The district court did not decide, at least explicitly, whether the evidence showed a direct violation of Rule 10b-5. We recognize that it can be argued that when the district court assessed damages to implement its erroneous finding of a violation of Rule 10b-5, it nevertheless necessarily determined that the shares were sold below their fair value. But it is not clear on what basis it found a 20% discount from current market price was justifiable, or, indeed, why it started with market price. We think the district court rather than this court should decide the matter directly in the first instance. The fair value of the stock at the critical dates was obviously a most relevant factor in resolving several issues.
We note another matter for consideration by the district court. Certain misrepresentations of fact found by the district court appear in both the minutes of the directors' meeting of December 21 authorizing the sale of the shares and in the proxy material issued to obtain stockholder ratification. Other important factual issues are not explicitly resolved on this record. We think the district court should determine all facts which it considers relevant in whole or in part to its decision on the claimed violations of Rule 10b-5.
Plaintiffs below also asserted a claim under Section 16(b) of the Securities Exchange Act for short-swing profits. The district court found that the Profit Sharing Trust realized a profit when it sold 1,100 shares of Hydromatics stock on the Exchange between December 27, 1961 and January 2, 1962, and when, on December 29, 1961, it purchased from the corporation a like amount of such stock. The district court assessed damages against defendants, Moss and Britton, the administrative committee of the Trust, on the ground that they were "beneficiary members" of the Trust. These defendants contend that they were not liable because the Trust was exempt under Rule 16a-8(g)(3), 17 C.F.R. § 240 16a-8(g) (3). It is not disputed that the trust is a "pension and retirement plan holding securities of the issuer whose employees generally are the beneficiaries of the plan." Consequently, if these particular defendants carried the burden of proving that the Trust was covered by the exemption, they were not liable. The Commission agrees. However, the district court seems not to have considered the exemption provision of the Rule. Since the case is to be remanded, this too will be an issue for the district court to resolve if other matters are decided in a way which require the court to reach it. The judgments against the defendants, Moss and Britton, will therefore be vacated without prejudice, except as here decided.

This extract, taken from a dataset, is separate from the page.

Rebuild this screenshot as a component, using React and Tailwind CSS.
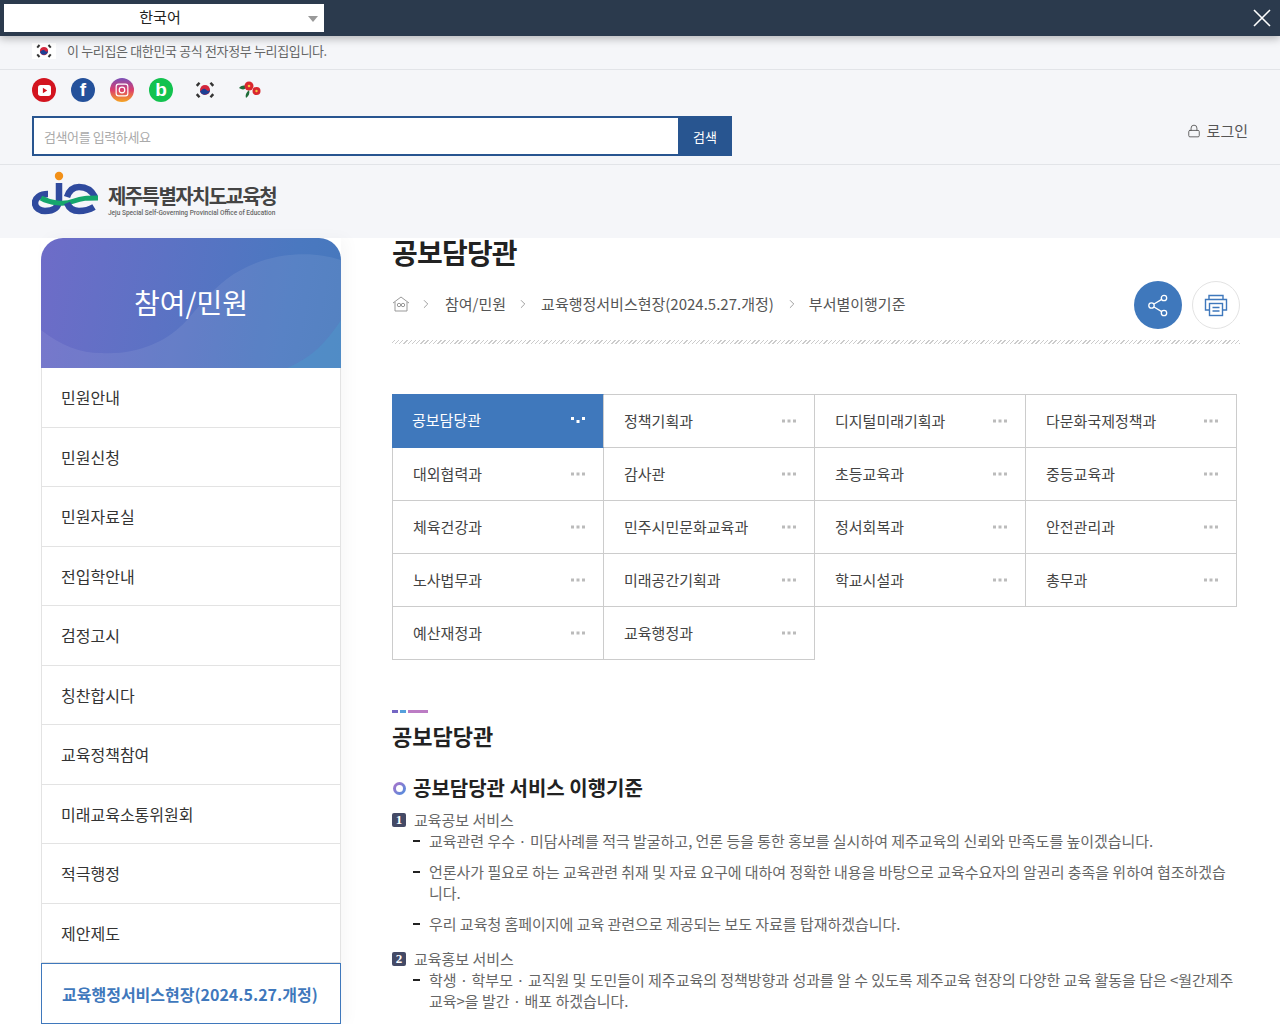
import { ChevronRight, Lock } from "lucide-react";

const FONT = "font-['Noto_Sans_CJK_KR','Noto_Sans',sans-serif]";

const sideMenu = [
  "민원안내",
  "민원신청",
  "민원자료실",
  "전입학안내",
  "검정고시",
  "칭찬합시다",
  "교육정책참여",
  "미래교육소통위원회",
  "적극행정",
  "제안제도",
];

const depts = [
  "공보담당관", "정책기획과", "디지털미래기획과", "다문화국제정책과",
  "대외협력과", "감사관", "초등교육과", "중등교육과",
  "체육건강과", "민주시민문화교육과", "정서회복과", "안전관리과",
  "노사법무과", "미래공간기획과", "학교시설과", "총무과",
  "예산재정과", "교육행정과",
];

function Taegeuk({ size = 20 }) {
  return (
    <svg width={size} height={size} viewBox="0 0 24 24">
      <circle cx="12" cy="12" r="5.5" fill="#d3263c" />
      <path d="M6.6 13a5.5 5.5 0 0 0 10.8 -1.2c-1.2 1.8-3.2 1.2-3.9 0.2-1-1.5-3.5-2-4.6-.6-.9 1.1-1.6 1.6-2.3 1.6z" fill="#1d3f94" />
      <g stroke="#333" strokeWidth="2.6">
        <path d="M3 7.5l3-3.5" />
        <path d="M18 4l3 3.5" />
        <path d="M3 16.5l3 3.5" />
        <path d="M18 20l3-3.5" />
      </g>
    </svg>
  );
}

function Dots({ active }) {
  if (active) {
    return (
      <svg width="14" height="8" viewBox="0 0 14 8" className="fill-white">
        <rect x="0" y="1" width="3" height="3" />
        <rect x="5.5" y="4" width="3" height="3" />
        <rect x="11" y="1" width="3" height="3" />
      </svg>
    );
  }
  return (
    <svg width="14" height="4" viewBox="0 0 14 4" className="fill-[#bbb]">
      <rect x="0" y="0.5" width="3" height="3" />
      <rect x="5.5" y="0.5" width="3" height="3" />
      <rect x="11" y="0.5" width="3" height="3" />
    </svg>
  );
}

function Logo() {
  return (
    <svg width="68" height="48" viewBox="0 0 68 48" fill="none">
      <circle cx="27" cy="6" r="4.2" fill="#f29018" />
      <path d="M16 24C8 24 3 28 3 33c0 5 5 8 10 8 9 0 14-4 14-11V13" stroke="#2f4a9e" strokeWidth="6.5" />
      <path d="M35 27c2-6 6-10 12-10 8 0 13 4 16 10" stroke="#2f4a9e" strokeWidth="6.5" />
      <path d="M9 28c9 5 23 7 33 3 8-3 13-3 24-3" stroke="#15a66c" strokeWidth="5" />
      <path d="M35 33c2 5 6 8 12 8 6 0 10-1 15-4" stroke="#2f4a9e" strokeWidth="6.5" />
    </svg>
  );
}

function Flower() {
  return (
    <svg width="22" height="18" viewBox="0 0 22 18">
      <path d="M0 7c3-3 6-3 8-1-2 3-5 3-8 1zM7 17c-1-3 0-5 3-8 1 3 0 6-3 8z" fill="#1f6d3a" />
      <circle cx="10" cy="5" r="4.5" fill="#d9272e" />
      <circle cx="17.5" cy="10" r="4" fill="#d9272e" />
      <circle cx="10" cy="5" r="1.3" fill="#f6c445" />
      <circle cx="17.5" cy="10" r="1.2" fill="#f6c445" />
    </svg>
  );
}

function Header() {
  return (
    <header className="bg-[#f5f6f9]">
      <div className="h-[36px] bg-[#2b3a4d] flex items-center justify-between pl-[4px] pr-[9px] shadow-[0_3px_8px_rgba(0,0,0,0.25)] relative">
        <div className="w-[320px] h-[28px] bg-white relative flex items-center justify-center pr-[8px] pb-[2px] text-[15px] text-[#222]">
          한국어
          <span className="absolute right-[6px] top-[12px] w-0 h-0 border-x-[5px] border-x-transparent border-t-[6px] border-t-[#999]" />
        </div>
        <svg width="18" height="18" viewBox="0 0 18 18" stroke="#fff" strokeWidth="1.6">
          <path d="M1 1l16 16M17 1L1 17" />
        </svg>
      </div>
      <div className="h-[34px] border-b border-[#e2e4e8] pl-[32px] pb-[3px] flex items-center gap-[11px] text-[13px] tracking-[-0.35px] text-[#666]">
        <span className="w-[24px] h-[16px] bg-white flex items-center justify-center">
          <Taegeuk size={18} />
        </span>
        이 누리집은 대한민국 공식 전자정부 누리집입니다.
      </div>
      <div className="pl-[32px] pt-[8px] flex items-center h-[32px]">
        <div className="flex items-center gap-[15px]">
          <span className="w-[24px] h-[24px] rounded-full bg-[#d3141f] flex items-center justify-center">
            <svg width="13" height="11" viewBox="0 0 12 10"><rect width="12" height="10" rx="2.5" fill="#fff" /><path d="M4.5 2.5v5l4-2.5z" fill="#d3141f" /></svg>
          </span>
          <span className="w-[24px] h-[24px] rounded-full bg-[#24519b] flex items-center justify-center text-white font-bold text-[19px] font-['Liberation_Sans',sans-serif]">f</span>
          <span className="w-[24px] h-[24px] rounded-full bg-[linear-gradient(to_top,#f5a623,#dc3d6c_50%,#7a50b8)] flex items-center justify-center">
            <svg width="14" height="14" viewBox="0 0 12 12" fill="none" stroke="#fff" strokeWidth="1"><rect x="1" y="1" width="10" height="10" rx="2" /><circle cx="6" cy="6" r="2.4" /></svg>
          </span>
          <span className="w-[24px] h-[24px] rounded-full bg-[#12c24f] flex items-center justify-center text-white font-bold text-[19px] font-['Liberation_Sans',sans-serif]">b</span>
        </div>
        <span className="ml-[20px] w-[24px] h-[24px] flex items-center justify-center">
          <Taegeuk size={22} />
        </span>
        <span className="ml-[22px] flex"><Flower /></span>
      </div>
      <div className="h-[63px] border-b border-[#e2e4e8] pl-[32px] pr-[32px] pt-[14px] flex justify-between items-start">
        <div className="flex">
          <div className="w-[646px] h-[40px] bg-white border-2 border-r-0 border-[#285590] flex items-center pl-[10px] pt-[2px] text-[13px] tracking-[-0.4px] text-[#aaa]">
            검색어를 입력하세요
          </div>
          <div className="w-[54px] h-[40px] bg-[#285590] text-white text-[13px] pt-[2px] flex items-center justify-center">
            검색
          </div>
        </div>
        <div className="flex items-center gap-[6px] text-[15px] text-[#555] mt-[4px]">
          <Lock size={14} strokeWidth={1.5} />
          로그인
        </div>
      </div>
      <div className="h-[73px] pl-[32px] pt-[5px] flex items-start gap-[8px]">
        <Logo />
        <div className="pt-[13px] flex flex-col">
          <span className="text-[20px] leading-[26px] font-bold tracking-[-1.6px] text-[#444]">제주특별자치도교육청</span>
          <span className="text-[6.5px] leading-[9px] font-medium text-[#666] font-['Roboto',sans-serif]">Jeju Special Self-Governing Provincial Office of Education</span>
        </div>
      </div>
    </header>
  );
}

function Sidebar() {
  return (
    <aside className="w-[300px] ml-[41px] shrink-0 shadow-[6px_0_14px_rgba(0,0,0,0.03)]">
      <div className="relative overflow-hidden h-[130px] rounded-t-[22px] bg-[linear-gradient(100deg,#6e6cc8,#4a78c0_80%,#4678bc)] flex items-center justify-center pb-[2px] text-white text-[28px]">
        <svg className="absolute inset-0" width="300" height="130" viewBox="0 0 300 130">
          <path d="M0 92C20 108 40 115 60 115 95 117 125 105 146 82 165 60 180 42 200 32 230 15 270 12 300 22V130H0z" fill="#fff" fillOpacity="0.08" />
          <path d="M246 130C270 120 285 105 300 82V130z" fill="#4a9ccc" fillOpacity="0.4" />
        </svg>
        <span className="relative">참여/민원</span>
      </div>
      <ul className="bg-white border-x border-[#e3e3e3]">
        {sideMenu.map((m) => (
          <li key={m} className="h-[59.5px] border-b border-[#e3e3e3] pl-[19px] flex items-center text-[16px] text-[#333]">
            {m}
          </li>
        ))}
      </ul>
      <div className="h-[61px] border border-[#3f78bc] pl-[20px] flex items-center text-[16px] font-bold text-[#3f78bc] bg-white">
        교육행정서비스현장(2024.5.27.개정)
      </div>
    </aside>
  );
}

function Breadcrumb() {
  const sep = <ChevronRight size={14} strokeWidth={1.2} className="text-[#777]" />;
  return (
    <div className="flex items-center justify-between h-[48px]">
      <div className="flex items-center text-[15px] text-[#555] mb-[2px]">
        <svg width="18" height="16" viewBox="0 0 18 16" fill="none" stroke="#999" strokeWidth="1">
          <path d="M1 7l8-6 8 6M3 6v9h12V6" />
          <circle cx="7" cy="9" r="1.7" />
          <circle cx="11" cy="9" r="1.7" />
        </svg>
        <span className="ml-[9px] mr-[12px]">{sep}</span>
        참여/민원
        <span className="ml-[10px] mr-[11px]">{sep}</span>
        교육행정서비스현장(2024.5.27.개정)
        <span className="ml-[11px] mr-[10px]">{sep}</span>
        부서별이행기준
      </div>
      <div className="flex gap-[10px]">
        <span className="w-[48px] h-[48px] rounded-full bg-[#3f78bc] flex items-center justify-center">
          <svg width="22" height="24" viewBox="0 0 22 24" fill="none" stroke="#fff" strokeWidth="1.3">
            <circle cx="17" cy="5" r="2.7" />
            <circle cx="4.5" cy="12.5" r="2.7" />
            <circle cx="17" cy="20" r="2.7" />
            <path d="M7 11l7.7-4.6M7 14l7.7 4.6" />
          </svg>
        </span>
        <span className="w-[48px] h-[48px] rounded-full bg-white border border-[#e3e3e3] flex items-center justify-center">
          <svg width="24" height="24" viewBox="0 0 24 24" fill="none" stroke="#3f78bc" strokeWidth="1.4">
            <path d="M5 6V2.5h14V6" />
            <path d="M5.5 17H1.5V6.5h21V17h-4" />
            <rect x="5.5" y="10.5" width="13" height="12" />
            <path d="M8.5 14.5h7M8.5 18h7" />
          </svg>
        </span>
      </div>
    </div>
  );
}

function DeptGrid() {
  return (
    <div className="grid grid-cols-[212px_211px_211px_211px] w-[845px] mt-[50px]">
      {depts.map((d, i) => {
        const active = i === 0;
        return (
          <div
            key={d}
            className={`flex items-center justify-between pr-[18px] text-[15px] border-b border-r border-[#ccc] ${
              i % 4 === 0 ? "border-l" : ""
            } ${i < 4 ? "border-t h-[54px]" : "h-[53px]"} ${
              active
                ? "bg-[#3f78bc] text-white border-l-[#3f78bc] border-t-[#3f78bc] border-b-[#3f78bc] pl-[19px] pb-[2px]"
                : "bg-white text-[#444] pl-[20px]"
            }`}
          >
            {d}
            <Dots active={active} />
          </div>
        );
      })}
    </div>
  );
}

function Bullet({ children }) {
  return (
    <li className="flex mb-[10px]">
      <span className="w-[7px] h-[2px] bg-[#222] mt-[10px] ml-[21px] mr-[9px] shrink-0" />
      <span>{children}</span>
    </li>
  );
}

function NumberTag({ n }) {
  return (
    <span className="w-[14px] h-[14px] mr-[8px] rounded-[2px] bg-[#444a66] text-white text-[13px] font-bold flex items-center justify-center font-['Liberation_Serif',serif]">
      {n}
    </span>
  );
}

function Content() {
  return (
    <div className="mt-[50px]">
      <div className="flex gap-[2px] h-[3px]">
        <span className="w-[6px] bg-[#7466c4]" />
        <span className="w-[6px] bg-[#55a0dc]" />
        <span className="w-[20px] bg-[#bc7cc4]" />
      </div>
      <h3 className="text-[22px] leading-[32px] font-bold text-[#222] mt-[6px]">공보담당관</h3>
      <h4 className="flex items-center mt-[22px] text-[20px] leading-[30px] font-bold text-[#222]">
        <span className="w-[13px] h-[13px] ml-[1px] mr-[7px] rounded-full p-[3px] bg-[linear-gradient(135deg,#b070c8,#4a90e0)]">
          <span className="block w-full h-full rounded-full bg-white" />
        </span>
        공보담당관 서비스 이행기준
      </h4>
      <div className="text-[15px] leading-[21px] tracking-[-0.03px] text-[#666] pr-[4px]">
        <div className="flex items-center mt-[6px] h-[21px]"><NumberTag n="1" />교육공보 서비스</div>
        <ul>
          <Bullet>교육관련 우수 · 미담사례를 적극 발굴하고, 언론 등을 통한 홍보를 실시하여 제주교육의 신뢰와 만족도를 높이겠습니다.</Bullet>
          <Bullet>언론사가 필요로 하는 교육관련 취재 및 자료 요구에 대하여 정확한 내용을 바탕으로 교육수요자의 알권리 충족을 위하여 협조하겠습니다.</Bullet>
          <Bullet>우리 교육청 홈페이지에 교육 관련으로 제공되는 보도 자료를 탑재하겠습니다.</Bullet>
        </ul>
        <div className="flex items-center mt-[14px] h-[21px]"><NumberTag n="2" />교육홍보 서비스</div>
        <ul>
          <Bullet>학생 · 학부모 · 교직원 및 도민들이 제주교육의 정책방향과 성과를 알 수 있도록 제주교육 현장의 다양한 교육 활동을 담은 &lt;월간제주교육&gt;을 발간 · 배포 하겠습니다.</Bullet>
        </ul>
      </div>
    </div>
  );
}

export default function App() {
  return (
    <div className={`${FONT} h-[1024px] overflow-hidden bg-white`}>
      <Header />
      <div className="flex">
        <Sidebar />
        <main className="ml-[51px] w-[848px]">
          <h2 className="text-[28px] leading-[32px] font-bold tracking-[-0.8px] text-[#222] -mt-[2px]">공보담당관</h2>
          <div className="mt-[13px]"><Breadcrumb /></div>
          <div className="h-[4px] mt-[11px] bg-[repeating-linear-gradient(-45deg,#ccc_0,#ccc_1px,transparent_1px,transparent_3px)]" />
          <DeptGrid />
          <Content />
        </main>
      </div>
    </div>
  );
}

"(g) No report shall be required by any person, whether or not otherwise subject to the requirement of filing reports under section 16(a) with respect to his indirect interest in portfolio securities held by * * *.
"(3) a pension or retirement plan holding securities of an issuer whose employees generally are the beneficiaries of the plan. * * *"
This litigation has caused the Commission to undertake to change Rule 16a-8(g)(3) with respect to the scope of the exemption. See Securities Exchange Act Release No. 8106 (32 F.Reg.P. 9238), June 29, 1967.
The district court also found the defendant, Sokol, liable under Rule 16b for profits realized by him when he sold 200 shares of Hydromatic stock on December 22 and 26, 1961, at 10 5/8 and 11 per share respectively, and then purchased a like amount from the corporation on December 28, 1961, at $6.00 per share. Sokol does not challenge the finding of a violation. However, he contends that he settled his liability in full with the company by a payment and the application of money due him from the corporation for services rendered. The district court entered judgment against Sokol and in doing so gave him credit only for the payment made. The court apparently thought that a memorandum of the transaction showing full satisfaction of his liability was not entitled to belief because it was not signed and was prepared after Sokol left the corporation. The court overlooked the fact that there was apparently uncontradicted testimony by a corporate official, which if believed, supported Sokol's contention as to the various items. At a minimum, as the Commission notes, the district court should have determined the reasonable value of the additional consideration allegedly received by the corporation and allowed it as a credit. The assumed infirmities in the memorandum were not decisive of this issue.
Consequently, to the extent the judgment against Sokol is based on a violation of Rule 16b, it must be vacated without prejudice so that, if later reached, it can be decided in accordance with our analysis. This is not a case involving any question as to the right to settle a claim for value less than the amount of the statutory liability.
Since the judgment entered below must be vacated in its entirety, it follows that the allowance of counsel fees and costs must also be set aside. These matters will of course be proper issues for the consideration of the district court after the merits of the case are settled. The same is true with respect to the issues raised concerning "interest."
We call attention, as did the district court, to the fact that under 15 U.S.C.A. § 78bb(a), there may not be duplicate recoveries on the same claim. Finally, we think the district court may exercise a sound discretion in deciding whether the record needs any supplementation in order to decide the matter on remand.
The judgment of the district court is reversed and the matter remanded for proceedings consistent with this opinion.